Records with interface code
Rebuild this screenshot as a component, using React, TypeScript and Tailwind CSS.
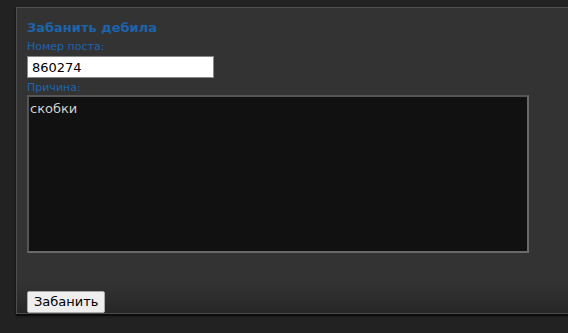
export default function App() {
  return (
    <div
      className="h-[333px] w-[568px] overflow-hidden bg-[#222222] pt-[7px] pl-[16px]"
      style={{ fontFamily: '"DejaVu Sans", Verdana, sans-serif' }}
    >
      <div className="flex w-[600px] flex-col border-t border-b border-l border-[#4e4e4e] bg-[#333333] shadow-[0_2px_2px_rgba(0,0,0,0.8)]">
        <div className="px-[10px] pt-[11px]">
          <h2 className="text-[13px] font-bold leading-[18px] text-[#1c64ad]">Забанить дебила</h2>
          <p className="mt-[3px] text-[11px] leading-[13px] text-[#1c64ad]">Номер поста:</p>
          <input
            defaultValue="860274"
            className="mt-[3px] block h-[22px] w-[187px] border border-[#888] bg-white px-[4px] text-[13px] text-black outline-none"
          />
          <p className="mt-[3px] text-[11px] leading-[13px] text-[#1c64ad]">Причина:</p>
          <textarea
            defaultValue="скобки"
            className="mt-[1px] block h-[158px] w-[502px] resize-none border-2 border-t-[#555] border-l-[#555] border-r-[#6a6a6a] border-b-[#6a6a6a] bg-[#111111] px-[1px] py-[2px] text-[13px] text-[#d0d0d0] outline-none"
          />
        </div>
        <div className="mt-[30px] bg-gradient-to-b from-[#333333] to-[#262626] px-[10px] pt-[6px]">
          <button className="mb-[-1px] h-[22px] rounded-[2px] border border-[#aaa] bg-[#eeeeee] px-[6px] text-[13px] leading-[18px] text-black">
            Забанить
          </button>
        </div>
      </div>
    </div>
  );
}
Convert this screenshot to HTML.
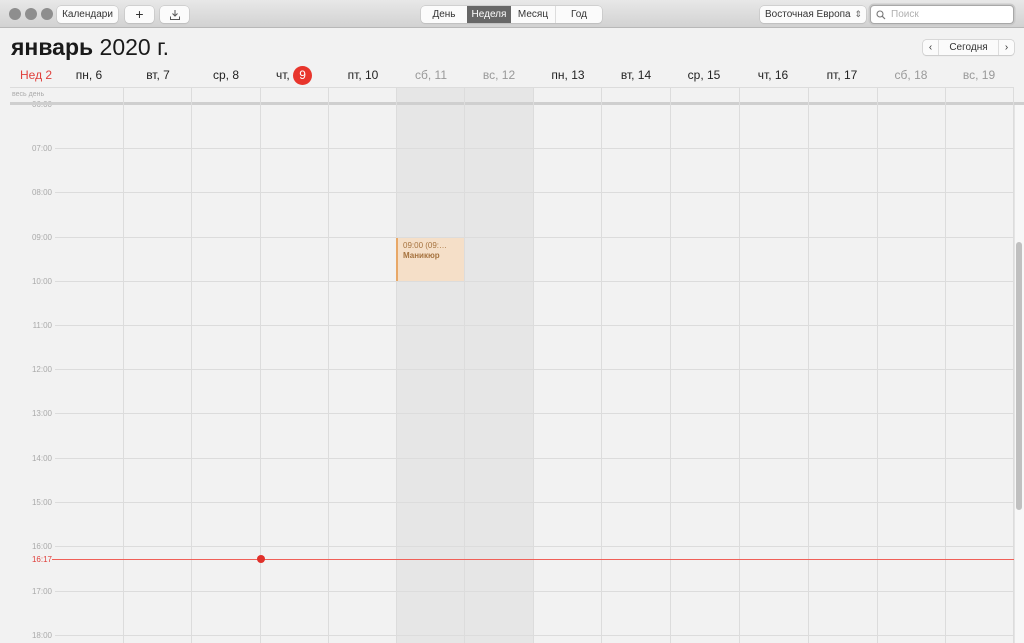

- _Directive_: Repeat each record exactly, with the pictures left out.

- _Solution to the exercise_:
Rebuild this screenshot as a component, using React, TypeScript and Tailwind CSS.
export default function App() {
  return (
    <div
      className="h-[333px] w-[568px] overflow-hidden bg-[#222222] pt-[7px] pl-[16px]"
      style={{ fontFamily: '"DejaVu Sans", Verdana, sans-serif' }}
    >
      <div className="flex w-[600px] flex-col border-t border-b border-l border-[#4e4e4e] bg-[#333333] shadow-[0_2px_2px_rgba(0,0,0,0.8)]">
        <div className="px-[10px] pt-[11px]">
          <h2 className="text-[13px] font-bold leading-[18px] text-[#1c64ad]">Забанить дебила</h2>
          <p className="mt-[3px] text-[11px] leading-[13px] text-[#1c64ad]">Номер поста:</p>
          <input
            defaultValue="860274"
            className="mt-[3px] block h-[22px] w-[187px] border border-[#888] bg-white px-[4px] text-[13px] text-black outline-none"
          />
          <p className="mt-[3px] text-[11px] leading-[13px] text-[#1c64ad]">Причина:</p>
          <textarea
            defaultValue="скобки"
            className="mt-[1px] block h-[158px] w-[502px] resize-none border-2 border-t-[#555] border-l-[#555] border-r-[#6a6a6a] border-b-[#6a6a6a] bg-[#111111] px-[1px] py-[2px] text-[13px] text-[#d0d0d0] outline-none"
          />
        </div>
        <div className="mt-[30px] bg-gradient-to-b from-[#333333] to-[#262626] px-[10px] pt-[6px]">
          <button className="mb-[-1px] h-[22px] rounded-[2px] border border-[#aaa] bg-[#eeeeee] px-[6px] text-[13px] leading-[18px] text-black">
            Забанить
          </button>
        </div>
      </div>
    </div>
  );
}
Convert this screenshot to HTML.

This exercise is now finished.